25% of smokers undergoing chest CT have incidentally discovered pulmonary nodules. As questions of national policy re: lung cancer screening with chest CT are considered, Soylemez Wiener et al report the complication rates of 15,865 adults who had transthoracic needle biopsy of a pulmonary nodule in 4 states over the past decade, using a database of insurance claims:
- Pneumothorax: 15%
- Pneumothorax requiring chest tube: 6.6%
- Hemorrhage: 1% (requiring transfusion: 0.18%)
Patients getting a scheduled biopsy had a 0.1% risk for respiratory failure and a ~0.5% chance of dying in the hospital. Even those suffering a pneumothorax and chest tube only had a 0.7% chance of respiratory failure.
But patients undergoing biopsy while already hospitalized had >4% chance of dying in-hospital, and a 1-3% chance of respiratory failure.
The quality of this analysis is of course dependent on the accuracy of the ICD-9 coding — which was probably good for these clinically important and billable outcomes.

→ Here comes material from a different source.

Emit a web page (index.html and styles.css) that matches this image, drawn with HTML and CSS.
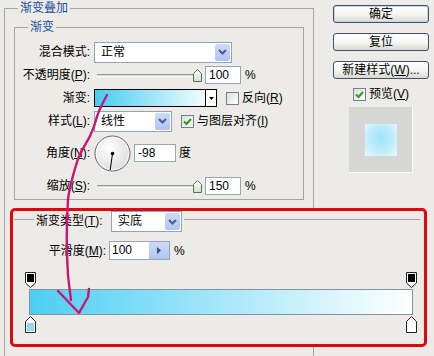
FILE: index.html
```html
<!DOCTYPE html>
<html lang="zh-CN">
<head>
    <meta charset="UTF-8">
    <title>渐变叠加</title>
    <link rel="stylesheet" href="styles.css">
</head>
<body>
<div class="dialog">
    <fieldset class="outer">
        <legend>渐变叠加</legend>
        <fieldset class="inner">
            <legend>渐变</legend>
            <div class="form">
                <span class="lbl">混合模式:</span>
                <div class="ctl">
                    <span class="select mode"><span class="val">正常</span><span class="drop"><svg width="9" height="6" viewBox="0 0 9 6"><path d="M1 1l3.5 3.5L8 1" fill="none" stroke="#4a5e86" stroke-width="2"/></svg></span></span>
                </div>

                <span class="lbl">不透明度(<u>P</u>):</span>
                <div class="ctl">
                    <span class="slider"><span class="track"></span><svg class="thumb" width="9" height="13" viewBox="0 0 9 13"><defs><linearGradient id="tg1" x1="0" y1="0" x2="0" y2="1"><stop offset="0" stop-color="#fff"/><stop offset="1" stop-color="#cde2c6"/></linearGradient></defs><path d="M4.5 .5L8.5 4.5V12.5H.5V4.5z" fill="url(#tg1)" stroke="#5f6f5f"/></svg></span>
                    <span class="num">100</span>
                    <span class="unit">%</span>
                </div>

                <span class="lbl">渐变:</span>
                <div class="ctl">
                    <span class="gpick"><span class="gfill"></span><span class="gdrop"><svg width="5" height="3" viewBox="0 0 5 3"><path d="M0 0h5L2.5 3z" fill="#000"/></svg></span></span>
                    <span class="chk"></span>
                    <span class="chk-lbl">反向(<u>R</u>)</span>
                </div>

                <span class="lbl">样式(<u>L</u>):</span>
                <div class="ctl">
                    <span class="select style"><span class="val">线性</span><span class="drop"><svg width="9" height="6" viewBox="0 0 9 6"><path d="M1 1l3.5 3.5L8 1" fill="none" stroke="#4a5e86" stroke-width="2"/></svg></span></span>
                    <span class="chk on"><svg width="11" height="11" viewBox="0 0 11 11"><path d="M2 5.5l2.5 2.5L9 3" fill="none" stroke="#21a121" stroke-width="2"/></svg></span>
                    <span class="chk-lbl">与图层对齐(<u>I</u>)</span>
                </div>

                <span class="lbl">角度(<u>N</u>):</span>
                <div class="ctl">
                    <svg class="dial" width="37" height="37" viewBox="0 0 37 37">
                        <defs><radialGradient id="dg" cx=".4" cy=".35" r=".75"><stop offset="0" stop-color="#fff"/><stop offset="1" stop-color="#d9d9d9"/></radialGradient></defs>
                        <circle cx="18.5" cy="18.5" r="17.5" fill="url(#dg)" stroke="#6c6c6c"/>
                        <circle cx="18.5" cy="18.5" r="16.2" fill="none" stroke="#fff" stroke-opacity=".8"/>
                        <line x1="18.5" y1="18.5" x2="16.2" y2="35" stroke="#000"/>
                        <circle cx="18.5" cy="18.5" r="1.8" fill="#000"/>
                    </svg>
                    <span class="num angle">-98</span>
                    <span class="unit deg">度</span>
                </div>

                <span class="lbl">缩放(<u>S</u>):</span>
                <div class="ctl">
                    <span class="slider"><span class="track"></span><svg class="thumb" width="9" height="13" viewBox="0 0 9 13"><defs><linearGradient id="tg2" x1="0" y1="0" x2="0" y2="1"><stop offset="0" stop-color="#fff"/><stop offset="1" stop-color="#cde2c6"/></linearGradient></defs><path d="M4.5 .5L8.5 4.5V12.5H.5V4.5z" fill="url(#tg2)" stroke="#5f6f5f"/></svg></span>
                    <span class="num">150</span>
                    <span class="unit">%</span>
                </div>
            </div>
        </fieldset>
    </fieldset>

    <div class="side">
        <div class="btn default">确定</div>
        <div class="btn">复位</div>
        <div class="btn last">新建样式(<u>W</u>)...</div>
        <div class="preview-check">
            <span class="chk on"><svg width="11" height="11" viewBox="0 0 11 11"><path d="M2 5.5l2.5 2.5L9 3" fill="none" stroke="#21a121" stroke-width="2"/></svg></span>
            <span>预览(<u>V</u>)</span>
        </div>
        <div class="preview"><div class="swatch"></div></div>
    </div>

    <div class="editor">
        <div class="type-row">
            <span class="type-lbl">渐变类型(<u>T</u>):</span>
            <span class="select type"><span class="val">实底</span><span class="drop"><svg width="9" height="6" viewBox="0 0 9 6"><path d="M1 1l3.5 3.5L8 1" fill="none" stroke="#4a5e86" stroke-width="2"/></svg></span></span>
        </div>
        <div class="smooth-row">
            <span class="smooth-lbl">平滑度(<u>M</u>):</span>
            <span class="spin"><span class="spin-val">100</span><span class="spin-btn"><svg width="4" height="7" viewBox="0 0 4 7"><path d="M0 0l4 3.5L0 7z" fill="#3b4f7a"/></svg></span></span>
            <span class="unit">%</span>
        </div>
        <div class="ramp">
            <div class="bar"></div>
            <svg class="stop top left" width="11" height="16" viewBox="0 0 11 16"><path d="M.5 .5H10.5V11L5.5 15.5L.5 11z" fill="#fff" stroke="#222"/><rect x="2" y="2" width="7" height="8" fill="#000"/></svg>
            <svg class="stop top right" width="11" height="16" viewBox="0 0 11 16"><path d="M.5 .5H10.5V11L5.5 15.5L.5 11z" fill="#fff" stroke="#222"/><rect x="2" y="2" width="7" height="8" fill="#000"/></svg>
            <svg class="stop bottom left" width="11" height="17" viewBox="0 0 11 17"><path d="M5.5 .5L10.5 5.5V16.5H.5V5.5z" fill="#fff" stroke="#222"/><rect x="2" y="7" width="7" height="8" fill="#8fd8f0"/></svg>
            <svg class="stop bottom right" width="11" height="17" viewBox="0 0 11 17"><path d="M5.5 .5L10.5 5.5V16.5H.5V5.5z" fill="#fff" stroke="#222"/></svg>
        </div>
    </div>

    <svg class="scribble" width="434" height="356" viewBox="0 0 434 356">
        <path d="M107 95C102 104 98 112 96 120C94 128 92 132 90 136C86 144 80 152 77 162C73 175 69 188 68 200C66 230 67 260 68 275C69 285 70 292 71 300M58 291L79 313L88 297L89 289" fill="none" stroke="#cc1573" stroke-width="2.4" stroke-linecap="round" stroke-linejoin="round"/>
    </svg>
</div>
</body>
</html>
```

FILE: styles.css
```css
html, body {
    margin: 0;
    padding: 0;
    overflow: hidden;
}
body {
    background-color: #ecebe7;
    color: #000;
    font-family: "Liberation Sans", "Noto Sans CJK SC", sans-serif;
    font-size: 12px;
}
u {
    text-decoration: underline;
}
.dialog {
    position: relative;
    width: 434px;
    height: 356px;
    overflow: hidden;
    box-sizing: border-box;
    padding: 1px 0 0 4px;
    display: grid;
    grid-template-columns: 310px 1fr;
    grid-template-rows: 207px 139px 60px;
}

/* group boxes */
.outer {
    grid-column: 1;
    grid-row: 1 / 4;
    margin: 0;
    padding: 5px 9px 0 9px;
    border: 1px solid #a4a4a4;
    min-width: 0;
}
.outer > legend {
    margin-left: 4px;
    padding: 0 2px;
    line-height: 14px;
    color: #1f4fa0;
}
.inner {
    margin: 0;
    padding: 7px 0 0 0;
    border: 1px solid #a4a4a4;
    min-width: 0;
}
.inner > legend {
    margin-left: 13px;
    padding: 0 2px;
    line-height: 14px;
    color: #1f4fa0;
}
.form {
    display: grid;
    grid-template-columns: 75px 1fr;
    grid-template-rows: 22px 24px 22px 24px 40px 26px;
    column-gap: 4px;
    align-items: center;
}
.lbl {
    text-align: right;
    line-height: 14px;
    white-space: nowrap;
}
.ctl {
    display: flex;
    align-items: center;
    line-height: 14px;
}

/* controls */
.select {
    display: flex;
    align-items: center;
    height: 21px;
    box-sizing: border-box;
    border: 1px solid #8ea3bf;
    background: #fff;
}
.select .val {
    flex: 1;
    padding-left: 6px;
}
.select .drop {
    width: 15px;
    height: 17px;
    margin-right: 1px;
    border-radius: 2px;
    background: linear-gradient(#cddbfb, #afc4f2);
    display: flex;
    align-items: center;
    justify-content: center;
}
.select.mode {
    width: 138px;
}
.select.style {
    width: 78px;
}
.select.type {
    width: 71px;
    margin-left: 5px;
}
.slider {
    display: flex;
    align-items: center;
    width: 108px;
}
.track {
    width: 100px;
    height: 3px;
    margin-left: 3px;
    box-sizing: border-box;
    border-top: 1px solid #9a9a9a;
    border-bottom: 1px solid #fff;
    background: #d6d6d6;
}
.thumb {
    margin-left: -4px;
}
.num {
    width: 36px;
    height: 18px;
    box-sizing: border-box;
    border: 1px solid #9aa5b3;
    background: #fff;
    padding-left: 3px;
    line-height: 16px;
    margin-left: 3px;
}
.num.angle {
    width: 42px;
}
.unit {
    margin-left: 4px;
}
.unit.deg {
    margin-left: 3px;
}
.gpick {
    display: flex;
    width: 123px;
    height: 18px;
    box-sizing: border-box;
    border: 1px solid #000;
}
.gfill {
    flex: 1;
    background: linear-gradient(to right, #45cdf3, #f2fcff);
}
.gdrop {
    width: 10px;
    border-left: 1px solid #000;
    background: #fff;
    display: flex;
    align-items: center;
    justify-content: center;
}
.chk {
    width: 13px;
    height: 13px;
    box-sizing: border-box;
    border: 1px solid #6f8098;
    background: linear-gradient(135deg, #dcdcd7, #fff);
    margin-left: 9px;
    display: flex;
    align-items: center;
    justify-content: center;
}
.chk-lbl {
    margin-left: 3px;
    white-space: nowrap;
}

/* right column */
.side {
    grid-column: 2;
    grid-row: 1;
    padding: 4px 0 0 19px;
    width: 96px;
    display: flex;
    flex-direction: column;
}
.btn {
    height: 18px;
    box-sizing: border-box;
    border: 1px solid #414f6c;
    border-radius: 3px;
    background: linear-gradient(#fff, #f4f4f1 55%, #d9d9d2);
    text-align: center;
    line-height: 16px;
    margin-bottom: 10px;
    white-space: nowrap;
}
.btn.default {
    box-shadow: inset 0 0 0 1px #c4d3ee;
}
.btn.last {
    margin-bottom: 8px;
}
.preview-check {
    display: flex;
    align-items: center;
    justify-content: center;
    height: 14px;
    line-height: 14px;
    gap: 3px;
}
.preview-check .chk {
    margin-left: 0;
}
.preview {
    width: 64px;
    height: 66px;
    margin: 6px auto 0;
    box-sizing: border-box;
    background: #d6d6d5;
    border-right: 1px solid #fafafa;
    border-bottom: 1px solid #fafafa;
    display: flex;
    align-items: center;
    justify-content: center;
}
.swatch {
    width: 32px;
    height: 32px;
    background: radial-gradient(ellipse at 50% 45%, #a2e2fa 0%, #b9eafb 45%, #eaf9fe 100%);
}

/* gradient editor, pasted over the dialog */
.editor {
    grid-column: 1 / 3;
    grid-row: 2;
    position: relative;
    z-index: 1;
    margin: 0 7px 0 6px;
    box-sizing: border-box;
    border: 3px solid #e1060e;
    border-radius: 5px;
    background: #ecebe7;
}
.type-row {
    display: flex;
    align-items: flex-start;
    height: 21px;
    margin: 0 4px 0 1px;
    line-height: 21px;
}
.type-row::before,
.type-row::after {
    content: "";
    margin-top: 8px;
    border-top: 1px solid #a4a4a4;
}
.type-row::before {
    width: 20px;
}
.type-row::after {
    flex: 1;
    margin-left: 2px;
}
.type-lbl {
    width: 70px;
    margin-left: 2px;
    white-space: nowrap;
}
.smooth-row {
    display: flex;
    align-items: center;
    height: 19px;
    margin-top: 9px;
    line-height: 14px;
}
.smooth-lbl {
    width: 93px;
    text-align: right;
    white-space: nowrap;
}
.spin {
    display: flex;
    height: 19px;
    box-sizing: border-box;
    margin-left: 3px;
    border: 1px solid #9aa5b3;
}
.spin-val {
    width: 39px;
    box-sizing: border-box;
    padding-left: 2px;
    background: #fff;
    line-height: 17px;
}
.spin-btn {
    width: 20px;
    background: linear-gradient(#cddbfb, #afc4f2);
    display: flex;
    align-items: center;
    justify-content: center;
}
.ramp {
    position: relative;
    width: 384px;
    margin: 12px 0 0 16px;
    padding: 17px 0 18px;
}
.bar {
    height: 26px;
    box-sizing: border-box;
    border: 1px solid #8794a0;
    background: linear-gradient(to right, #4ccff3, #ffffff);
}
.stop {
    position: absolute;
    display: block;
}
.stop.top {
    top: 0;
}
.stop.bottom {
    bottom: 0;
}
.stop.left {
    left: -4px;
}
.stop.right {
    right: -4px;
}

/* hand-drawn annotation arrow */
.scribble {
    position: absolute;
    left: 0;
    top: 0;
    z-index: 2;
    pointer-events: none;
}
```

Although seriously bad outcomes were uncommon among outpatients, if you’re thinking in terms of screening, you’re subjecting a huge number of essentially healthy people to these risks, as well as to the discomfort of “nonserious” pneumothoraces and chest tubes. (Remember that 40% of the >25,000 screened with CT in the Lung Cancer Screening Trial had a positive CT scan during the study, and 95% were false positives). I don’t recall how many or what percentage in the NLST went for needle biopsy and their complication rates. Does anyone know this?